Reproduce the listing below word for word, with no pictures.

==============================

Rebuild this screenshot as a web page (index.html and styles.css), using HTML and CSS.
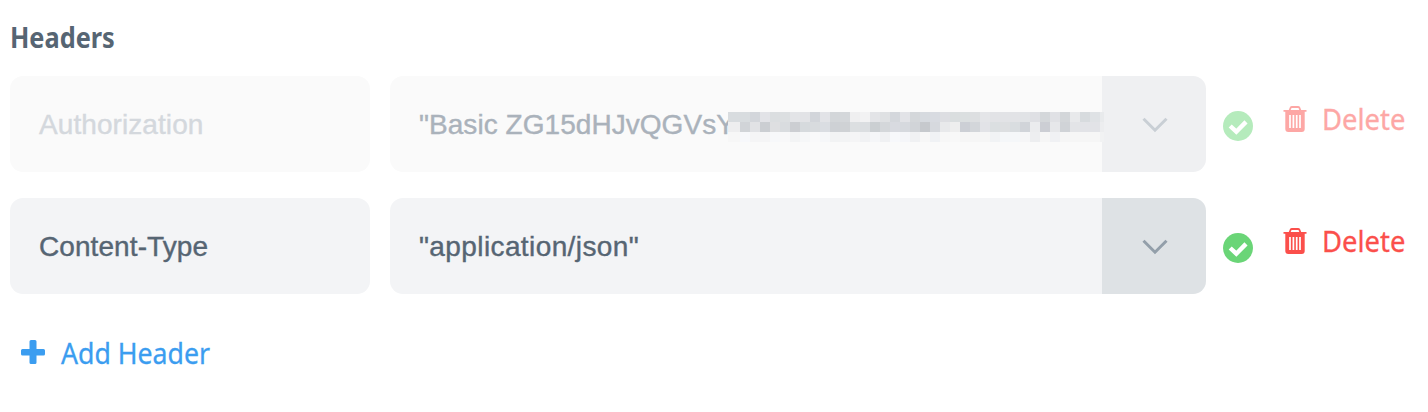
FILE: index.html
```html
<!DOCTYPE html>
<html lang="en">
<head>
<meta charset="utf-8">
<title>Headers</title>
<link rel="stylesheet" href="styles.css">
</head>
<body>
<svg class="defs" width="0" height="0" aria-hidden="true">
  <symbol id="chevron" viewBox="0 0 26 16"><path d="M1.5 1.8 13 13.2 24.5 1.8" fill="none" stroke="currentColor" stroke-width="3"/></symbol>
  <symbol id="check" viewBox="0 0 30 30"><circle cx="15" cy="15" r="15" fill="currentColor"/><path d="M7.2 15 13.3 20.7 23 10.9" fill="none" stroke="#fff" stroke-width="4.4"/></symbol>
  <symbol id="trash" viewBox="0 0 24 26"><path d="M.5 4.8H23.5M6.5 4.5 7.7 1.7Q8 1 9 1H15Q16 1 16.3 1.7L17.5 4.5" fill="none" stroke="currentColor" stroke-width="1.8"/><path d="M2.3 5H21.7V23Q21.7 26 18.7 26H5.3Q2.3 26 2.3 23Z" fill="currentColor"/><path d="M7 9V22M10.4 9V22M13.7 9V22M17 9V22" stroke="#fff" stroke-width="1.7"/></symbol>
  <symbol id="plus" viewBox="0 0 24 24"><path d="M10 0H14Q15.5 0 15.5 1.5V9H22.5Q24 9 24 10.5V14Q24 15.5 22.5 15.5H15.5V22.5Q15.5 24 14 24H10Q8.5 24 8.5 22.5V15.5H1.5Q0 15.5 0 14V10.5Q0 9 1.5 9H8.5V1.5Q8.5 0 10 0Z" fill="currentColor"/></symbol>
</svg>
<main class="panel">
  <h2 class="title"><span class="label label-title">Headers</span></h2>
  <div class="row disabled">
    <div class="field name">Authorization</div>
    <div class="combo">
      <div class="field value">"Basic ZG15dHJvQGVsY<div class="mosaic" id="mosaic"></div></div>
      <button class="toggle" aria-label="Options"><svg class="chevron"><use href="#chevron"/></svg></button>
    </div>
    <svg class="check"><use href="#check"/></svg>
    <a class="delete"><svg class="trash"><use href="#trash"/></svg><span class="label label-delete">Delete</span></a>
  </div>
  <div class="row">
    <div class="field name">Content-Type</div>
    <div class="combo">
      <div class="field value json">"application/json"</div>
      <button class="toggle" aria-label="Options"><svg class="chevron"><use href="#chevron"/></svg></button>
    </div>
    <svg class="check"><use href="#check"/></svg>
    <a class="delete"><svg class="trash"><use href="#trash"/></svg><span class="label label-delete">Delete</span></a>
  </div>
  <a class="add"><svg class="plus"><use href="#plus"/></svg><span class="label label-add">Add Header</span></a>
</main>
<script src="mosaic.js"></script>
</body>
</html>
```
FILE: styles.css
```css
* { box-sizing: border-box; }
body { margin: 0; background: #fff; font-family: "Liberation Sans", Arial, sans-serif; color: #566573; }
.defs { position: absolute; }
.panel { padding: 17px 0 0 10px; width: 1428px; }
.title { margin: 0 0 19px; height: 40px; line-height: 40px; font-size: 29px; font-weight: 700; }
.label { display: inline-block; font-family: "Noto Sans", sans-serif; transform-origin: left center; white-space: nowrap; }
.label-title { transform: scaleX(0.873); }
.label-delete { transform: scaleX(0.945); -webkit-text-stroke: 0.3px; }
.label-add { transform: scaleX(0.92); -webkit-text-stroke: 0.3px; }
.row { display: flex; height: 96px; margin-bottom: 26px; }
.field { height: 96px; line-height: 98px; font-size: 28px; background: #f3f4f6; padding-left: 29px; white-space: nowrap; -webkit-text-stroke: 0.4px; }
.name { width: 360px; margin-right: 20px; border-radius: 13px; letter-spacing: 0.08px; }
.combo { display: flex; width: 816px; border-radius: 13px; overflow: hidden; }
.value { width: 712px; letter-spacing: 0.05px; }
.json { letter-spacing: 0.4px; }
.toggle { display: flex; align-items: center; justify-content: center; width: 104px; padding: 2px 0 0 2px; border: 0; background: #dee2e5; color: #939faa; }
.chevron { width: 26px; height: 16px; }
.check { width: 30px; height: 30px; margin: 35px 0 0 16.5px; color: #6ad577; }
.delete { display: flex; margin: 23px 0 0 30.5px; height: 40px; line-height: 40px; font-size: 29px; color: #fb4f4b; }
.trash { width: 24px; height: 26px; margin: 7px 15px 0 0; }
.add { display: flex; width: 210px; margin: 39px 0 0 11px; height: 40px; line-height: 40px; font-size: 29px; color: #3b9df0; }
.plus { width: 24px; height: 24px; margin: 7px 16px 0 0; }
.disabled .combo { position: relative; }
.disabled .field { background: #fafafa; }
.disabled .name { color: #d4d8dd; }
.disabled .value { color: #aab2bb; }
.disabled .toggle { background: #eff0f2; color: #c9cfd5; }
.disabled .check { color: #b5ebbc; }
.disabled .delete { color: #fda7a5; }
.mosaic { position: absolute; left: 338px; top: 36px; display: grid; grid-template-columns: 12px repeat(36, 10px) 4px; grid-auto-rows: 10px; }
```
FILE: mosaic.js
```js
// Redacted part of the value, one colour per block.
const rows = [
  "d8dcdf d8dcdf d3d6db e2e3e7 dbdee0 dcdfe1 e3e4e7 e2e3e6 d2d5da e2e3e7 d3d6d9 d4d7da efeff0 f2f2f3 e3e4e7 dfe1e3 d4d7dc e2e3e7 d4d7da d6dadf d8dbe1 dddee2 dadedf dbdfe0 dddfe1 e4e5e8 e2e3e6 e2e3e6 e2e3e6 e1e3e6 dfe0e4 d4d7da e0e1e5 d3d6d9 e8e9eb d7dbde dfe2e5 e8eaec",
  "eeeeef d1d4d8 e1e2e5 cbced2 dedfe1 d9dcdf ccced2 d6dadd d8dbde dadde2 ced1d5 cfd2d5 dcdfe1 dbdee1 cbcfd2 d4d7da d8dae0 d6d9de d1d4d8 c6c9cd d6d9de e8e9eb eeeeee cccfd5 d3d6da e2e3e7 dbdfe1 dddfe1 d9dde0 d1d4d9 ebecee ccced4 e6e7ea d0d3d7 e3e4e7 e2e3e7 e2e3e7 ecedef",
  "f7f7f7 f7f8fb f5f5f6 f5f5f6 f7f8fa f8f8f9 f3f4f5 f6f7f8 f9f9fa f6f7f9 f2f3f4 f3f4f5 f5f5f6 f1f2f4 f5f6f8 f0f1f3 f7f8fb f5f6f9 f0f1f3 f7f7f7 f0f2f5 f7f7f7 f8f8f8 f6f6f6 f6f6f6 f6f6f6 f1f3f5 f5f7f9 f5f7f9 f6f6f7 edeef0 f6f6f6 f0f1f4 f6f6f6 f6f6f6 f6f6f6 f6f6f6 f1f2f3"
];
const mosaic = document.getElementById("mosaic");
for (const color of rows.join(" ").split(" ")) {
  const cell = document.createElement("i");
  cell.style.background = "#" + color;
  mosaic.append(cell);
}
```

==============================

* _COMPLETED EXERCISE_
Rebuild this screenshot as a web page (index.html and styles.css), using HTML and CSS.
FILE: index.html
```html
<!DOCTYPE html>
<html lang="en">
<head>
<meta charset="utf-8">
<title>Headers</title>
<link rel="stylesheet" href="styles.css">
</head>
<body>
<svg class="defs" width="0" height="0" aria-hidden="true">
  <symbol id="chevron" viewBox="0 0 26 16"><path d="M1.5 1.8 13 13.2 24.5 1.8" fill="none" stroke="currentColor" stroke-width="3"/></symbol>
  <symbol id="check" viewBox="0 0 30 30"><circle cx="15" cy="15" r="15" fill="currentColor"/><path d="M7.2 15 13.3 20.7 23 10.9" fill="none" stroke="#fff" stroke-width="4.4"/></symbol>
  <symbol id="trash" viewBox="0 0 24 26"><path d="M.5 4.8H23.5M6.5 4.5 7.7 1.7Q8 1 9 1H15Q16 1 16.3 1.7L17.5 4.5" fill="none" stroke="currentColor" stroke-width="1.8"/><path d="M2.3 5H21.7V23Q21.7 26 18.7 26H5.3Q2.3 26 2.3 23Z" fill="currentColor"/><path d="M7 9V22M10.4 9V22M13.7 9V22M17 9V22" stroke="#fff" stroke-width="1.7"/></symbol>
  <symbol id="plus" viewBox="0 0 24 24"><path d="M10 0H14Q15.5 0 15.5 1.5V9H22.5Q24 9 24 10.5V14Q24 15.5 22.5 15.5H15.5V22.5Q15.5 24 14 24H10Q8.5 24 8.5 22.5V15.5H1.5Q0 15.5 0 14V10.5Q0 9 1.5 9H8.5V1.5Q8.5 0 10 0Z" fill="currentColor"/></symbol>
</svg>
<main class="panel">
  <h2 class="title"><span class="label label-title">Headers</span></h2>
  <div class="row disabled">
    <div class="field name">Authorization</div>
    <div class="combo">
      <div class="field value">"Basic ZG15dHJvQGVsY<div class="mosaic" id="mosaic"></div></div>
      <button class="toggle" aria-label="Options"><svg class="chevron"><use href="#chevron"/></svg></button>
    </div>
    <svg class="check"><use href="#check"/></svg>
    <a class="delete"><svg class="trash"><use href="#trash"/></svg><span class="label label-delete">Delete</span></a>
  </div>
  <div class="row">
    <div class="field name">Content-Type</div>
    <div class="combo">
      <div class="field value json">"application/json"</div>
      <button class="toggle" aria-label="Options"><svg class="chevron"><use href="#chevron"/></svg></button>
    </div>
    <svg class="check"><use href="#check"/></svg>
    <a class="delete"><svg class="trash"><use href="#trash"/></svg><span class="label label-delete">Delete</span></a>
  </div>
  <a class="add"><svg class="plus"><use href="#plus"/></svg><span class="label label-add">Add Header</span></a>
</main>
<script src="mosaic.js"></script>
</body>
</html>
```
FILE: styles.css
```css
* { box-sizing: border-box; }
body { margin: 0; background: #fff; font-family: "Liberation Sans", Arial, sans-serif; color: #566573; }
.defs { position: absolute; }
.panel { padding: 17px 0 0 10px; width: 1428px; }
.title { margin: 0 0 19px; height: 40px; line-height: 40px; font-size: 29px; font-weight: 700; }
.label { display: inline-block; font-family: "Noto Sans", sans-serif; transform-origin: left center; white-space: nowrap; }
.label-title { transform: scaleX(0.873); }
.label-delete { transform: scaleX(0.945); -webkit-text-stroke: 0.3px; }
.label-add { transform: scaleX(0.92); -webkit-text-stroke: 0.3px; }
.row { display: flex; height: 96px; margin-bottom: 26px; }
.field { height: 96px; line-height: 98px; font-size: 28px; background: #f3f4f6; padding-left: 29px; white-space: nowrap; -webkit-text-stroke: 0.4px; }
.name { width: 360px; margin-right: 20px; border-radius: 13px; letter-spacing: 0.08px; }
.combo { display: flex; width: 816px; border-radius: 13px; overflow: hidden; }
.value { width: 712px; letter-spacing: 0.05px; }
.json { letter-spacing: 0.4px; }
.toggle { display: flex; align-items: center; justify-content: center; width: 104px; padding: 2px 0 0 2px; border: 0; background: #dee2e5; color: #939faa; }
.chevron { width: 26px; height: 16px; }
.check { width: 30px; height: 30px; margin: 35px 0 0 16.5px; color: #6ad577; }
.delete { display: flex; margin: 23px 0 0 30.5px; height: 40px; line-height: 40px; font-size: 29px; color: #fb4f4b; }
.trash { width: 24px; height: 26px; margin: 7px 15px 0 0; }
.add { display: flex; width: 210px; margin: 39px 0 0 11px; height: 40px; line-height: 40px; font-size: 29px; color: #3b9df0; }
.plus { width: 24px; height: 24px; margin: 7px 16px 0 0; }
.disabled .combo { position: relative; }
.disabled .field { background: #fafafa; }
.disabled .name { color: #d4d8dd; }
.disabled .value { color: #aab2bb; }
.disabled .toggle { background: #eff0f2; color: #c9cfd5; }
.disabled .check { color: #b5ebbc; }
.disabled .delete { color: #fda7a5; }
.mosaic { position: absolute; left: 338px; top: 36px; display: grid; grid-template-columns: 12px repeat(36, 10px) 4px; grid-auto-rows: 10px; }
```
FILE: mosaic.js
```js
// Redacted part of the value, one colour per block.
const rows = [
  "d8dcdf d8dcdf d3d6db e2e3e7 dbdee0 dcdfe1 e3e4e7 e2e3e6 d2d5da e2e3e7 d3d6d9 d4d7da efeff0 f2f2f3 e3e4e7 dfe1e3 d4d7dc e2e3e7 d4d7da d6dadf d8dbe1 dddee2 dadedf dbdfe0 dddfe1 e4e5e8 e2e3e6 e2e3e6 e2e3e6 e1e3e6 dfe0e4 d4d7da e0e1e5 d3d6d9 e8e9eb d7dbde dfe2e5 e8eaec",
  "eeeeef d1d4d8 e1e2e5 cbced2 dedfe1 d9dcdf ccced2 d6dadd d8dbde dadde2 ced1d5 cfd2d5 dcdfe1 dbdee1 cbcfd2 d4d7da d8dae0 d6d9de d1d4d8 c6c9cd d6d9de e8e9eb eeeeee cccfd5 d3d6da e2e3e7 dbdfe1 dddfe1 d9dde0 d1d4d9 ebecee ccced4 e6e7ea d0d3d7 e3e4e7 e2e3e7 e2e3e7 ecedef",
  "f7f7f7 f7f8fb f5f5f6 f5f5f6 f7f8fa f8f8f9 f3f4f5 f6f7f8 f9f9fa f6f7f9 f2f3f4 f3f4f5 f5f5f6 f1f2f4 f5f6f8 f0f1f3 f7f8fb f5f6f9 f0f1f3 f7f7f7 f0f2f5 f7f7f7 f8f8f8 f6f6f6 f6f6f6 f6f6f6 f1f3f5 f5f7f9 f5f7f9 f6f6f7 edeef0 f6f6f6 f0f1f4 f6f6f6 f6f6f6 f6f6f6 f6f6f6 f1f2f3"
];
const mosaic = document.getElementById("mosaic");
for (const color of rows.join(" ").split(" ")) {
  const cell = document.createElement("i");
  cell.style.background = "#" + color;
  mosaic.append(cell);
}
```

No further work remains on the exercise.